Reading the Bible helps. You should absolutely be doing it. Start now if you have either never started it or else have fallen out of the practice. However, do not think for a moment that God is not interested in using you for his glory until you have gotten through it. The gospels were written to give depth and detail to what people had already put their trust in through the ministry of the people.
The world is full of people who need Jesus. They are not, as a general rule, going to come to Jesus by picking up the Bible, being convinced by it, and then following him. Nearly everyone in history who has come to Christ has done so through the work of someone they knew. A family member, a friend, a coworker, someone who has shown them what life in Christ is like. After their heart is touched by the Holy Spirit, that work can be encouraged and equipped through the scripture, but that is almost never where people start.
This is good news. It means that they don’t have to be biblical scholars before starting the journey of faith. It also means that you don’t need to be a biblical scholar before sharing Jesus with people. You just need to be someone who is following Jesus yourself. A few weeks ago I encouraged you to think about how you would tell your faith story as an “elevator speech,” just two minutes or less and send a recording of it to me. I haven’t gotten any yet. Maybe the request went in one ear and out the other. Maybe you didn’t think I was serious about it. Maybe you didn’t think you were ready for it. Let me state as clearly as I can, if you have faith in Christ, I was serious about it and if you have faith in Christ, you are ready for it.
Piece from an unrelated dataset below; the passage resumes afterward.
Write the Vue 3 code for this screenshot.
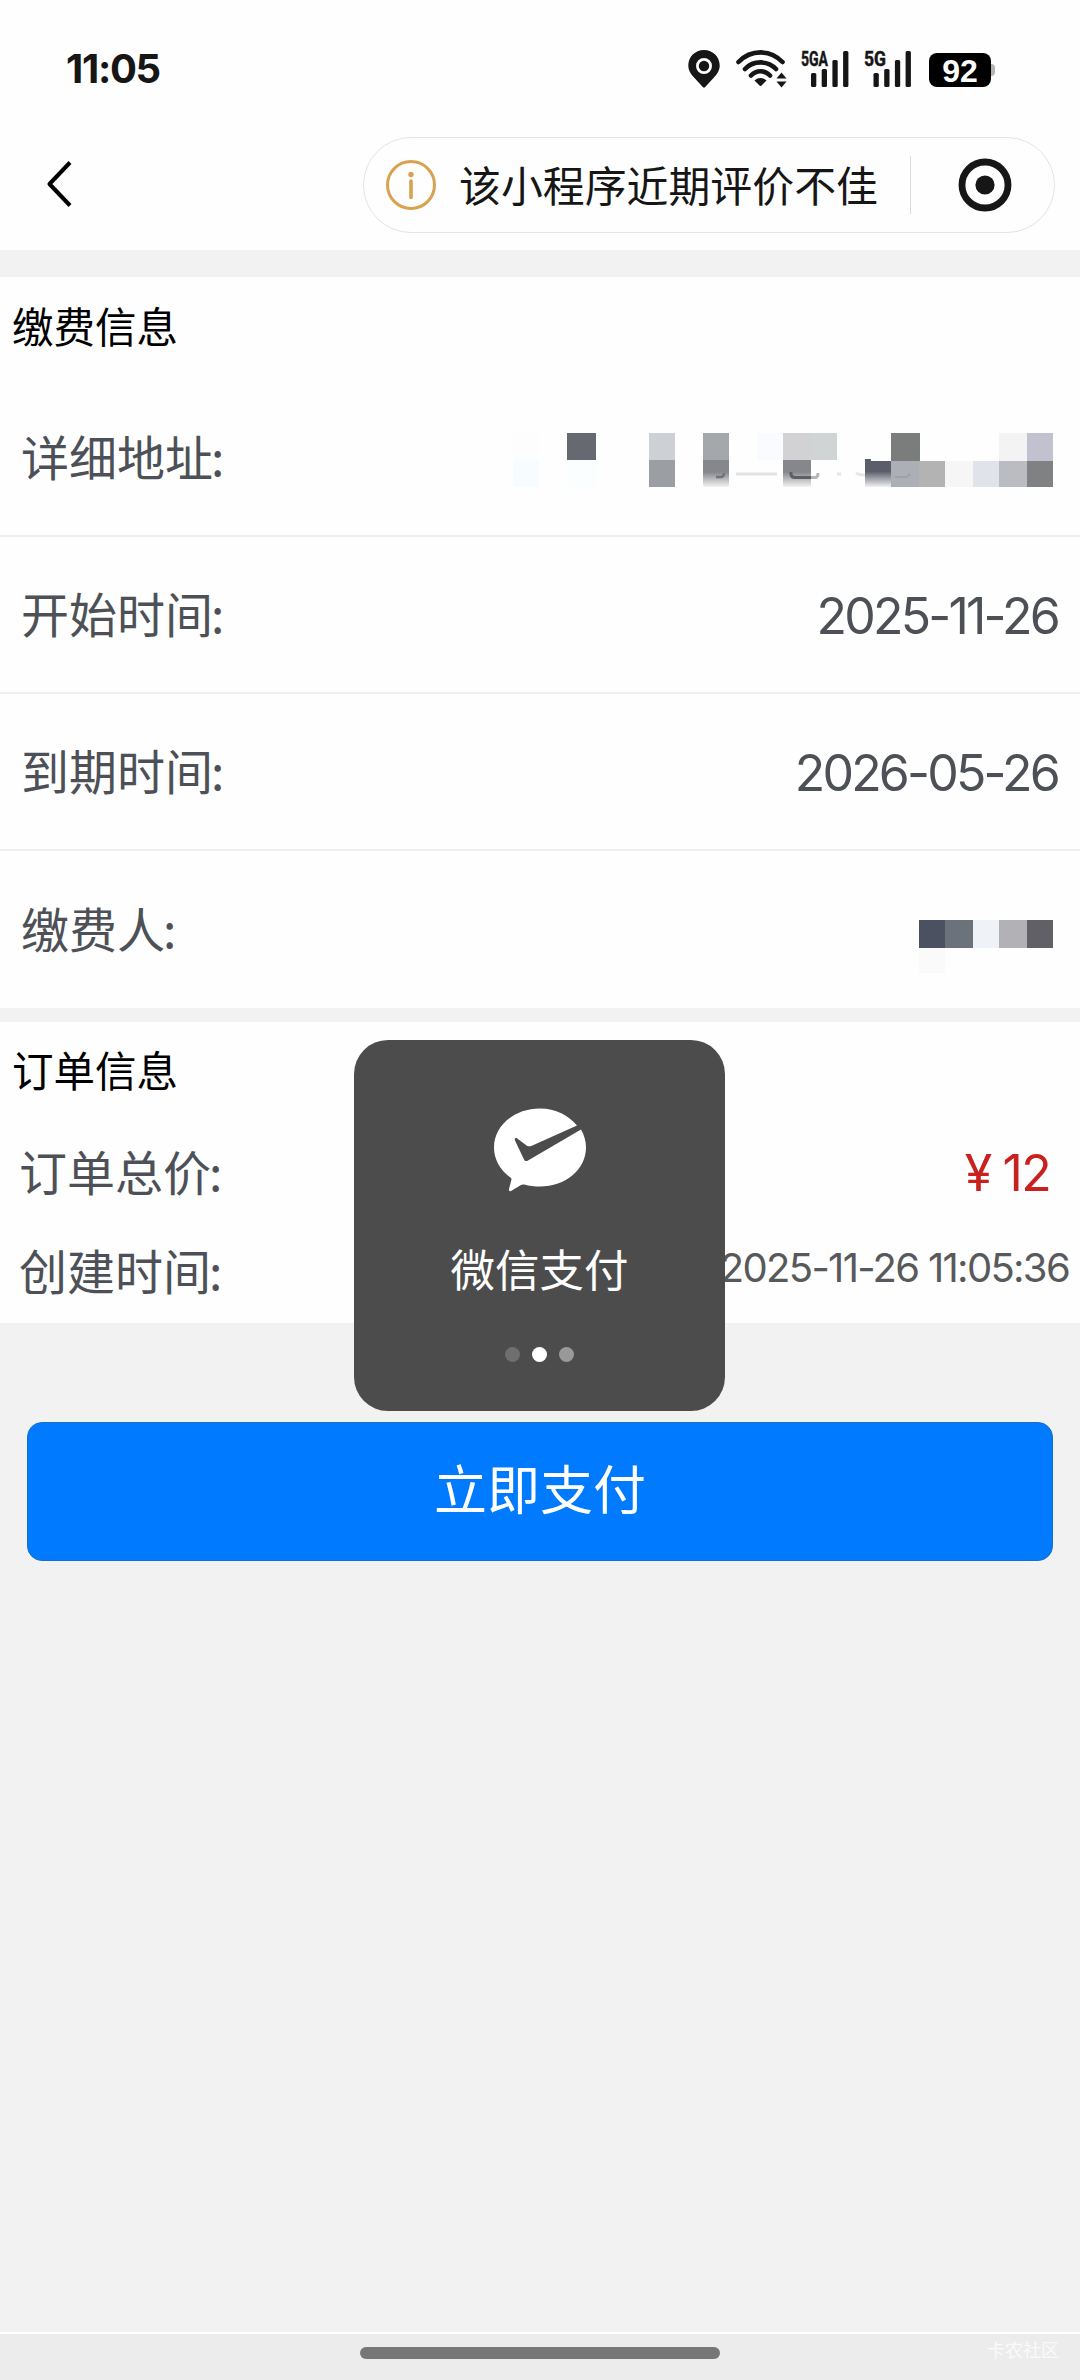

I am glad you all are here, but the world doesn’t need people who go to church once a week but then go out and live lives that are fundamentally no different than anyone else’s. The world needs people who are following Christ every day and can share, even just a bit, about what God has done and is doing in their life. Share the good news, with me, with others, with the world, because that is the single most important task that we have in this world. Let us pray.